In 2005, Babin regressed worse than my hairline.  In 2006, Babin could do nothing but rush the passer, and he had to be protected against all but the most strikingly obvious passing downs.  This was also the year the infamous Richard Smith took over Defensive Coordinator duties.  Babin was a pure rushing linebacker, offering literally nothing more.  He couldn't shed blocks, couldn't figure out the system, and lacked athleticism.  Babin is purely a straight-line player, which would be great if this was a 100m dash.  With the move from the 3-4 to the 4-3, it was obvious Babin was on the way out.  Babin was traded to the Seattle Seahawks for the mighty Michael Boulware on September 1, 2007.  Both teams still regret the transaction.

For the next couple of years, Babin floated around the league like so much jetsam.  In 2010, Babin suddenly decided to play football.  That's enough said about that.

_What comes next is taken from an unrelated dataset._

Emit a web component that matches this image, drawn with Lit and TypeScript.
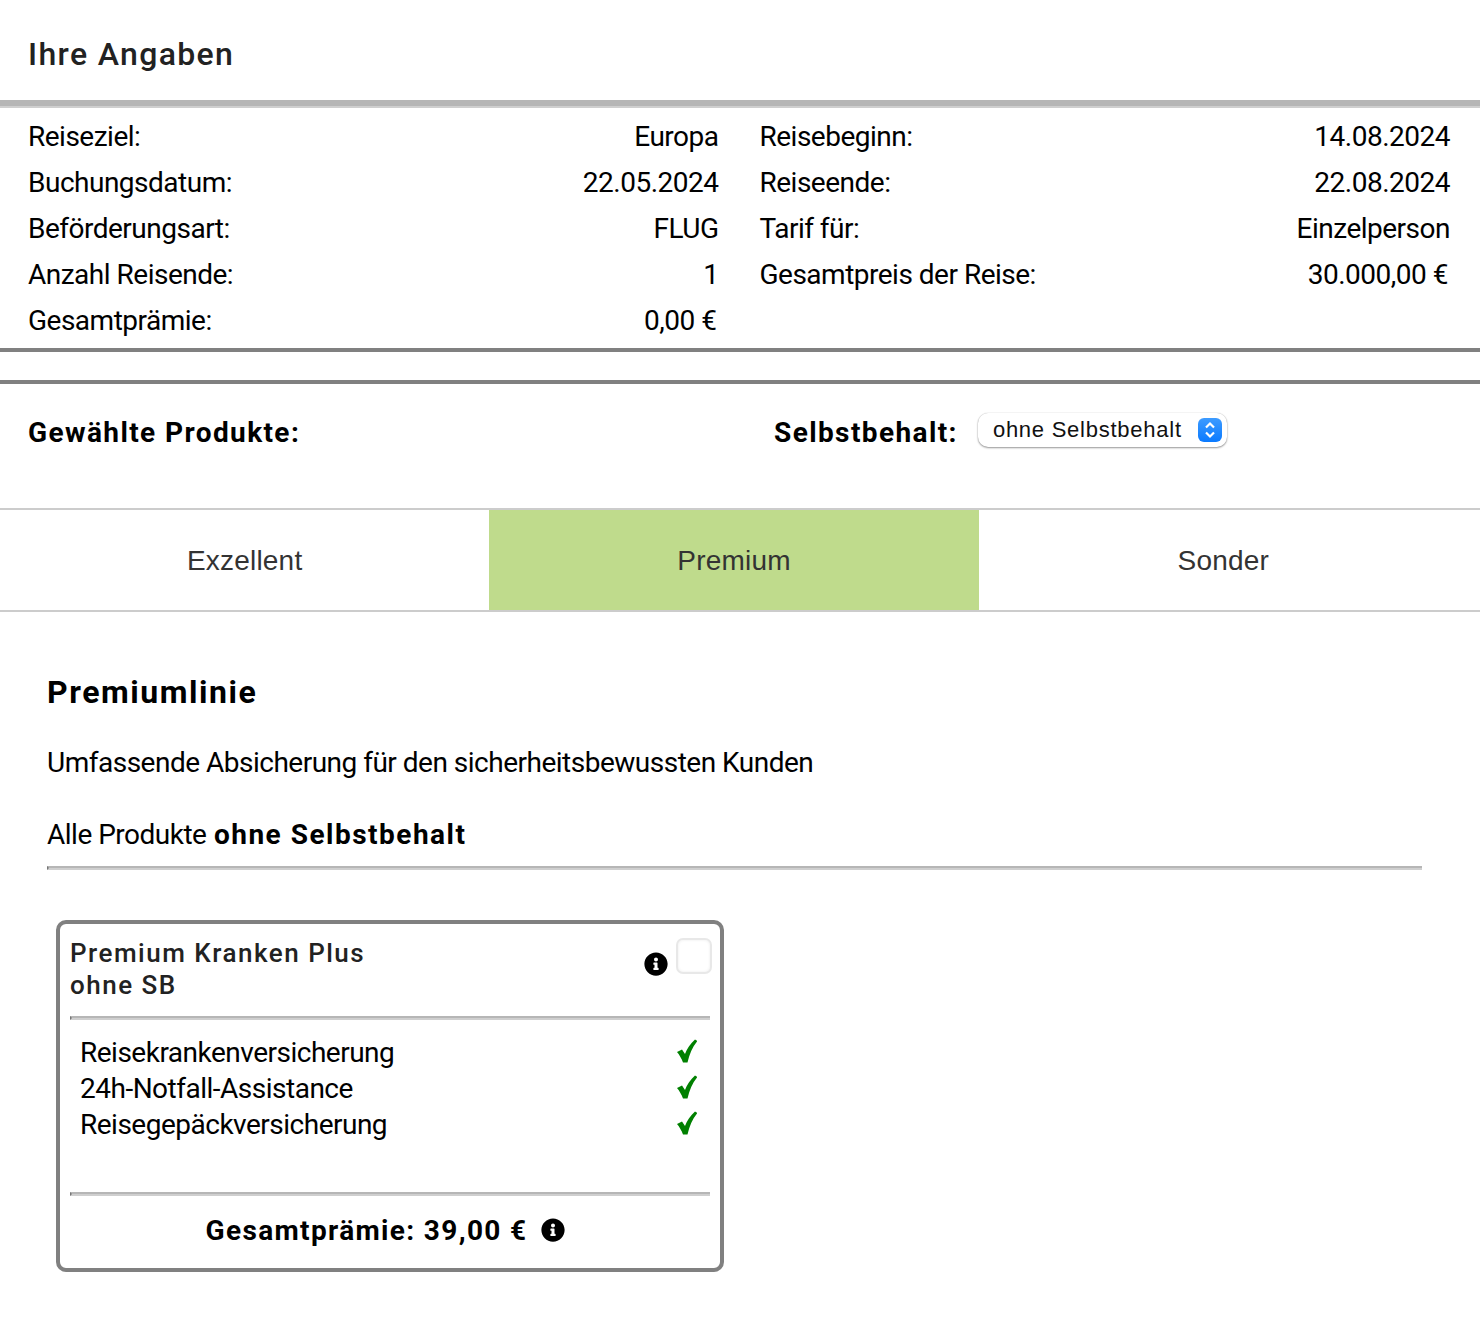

By virtue of the Texans trading down with the...oh, come on, you know I'm not going to say the real name...with the BE-SFs, the BE-SFs drafted Ben Troupe, Randy Starks, and Bo Schobel.  Starks, of course, would've been a tremendous upgrade on our defensive line.

As Shake roughly mentioned via text, it's one thing to think you're building for a run at a playoff spot when you're 7-9 as in the 2005 draft.  It's another thing to think you're going to compete after going 5-11.  The Babin trade was beyond short-sighted.  To give up so much for so little is a trade you make to get to the Super Bowl.  It's not a trade to make when you're in a talent accumulation phase.  Babin's single-stream performance, effective only at getting to the QB, and not being so swell at that, makes his selection that much worse.

Next three picks after Babin: Chris Gamble, Carolina Panthers; Michael Jenkins, Atlanta Falcons; Kevin Jones, Detroit Lions.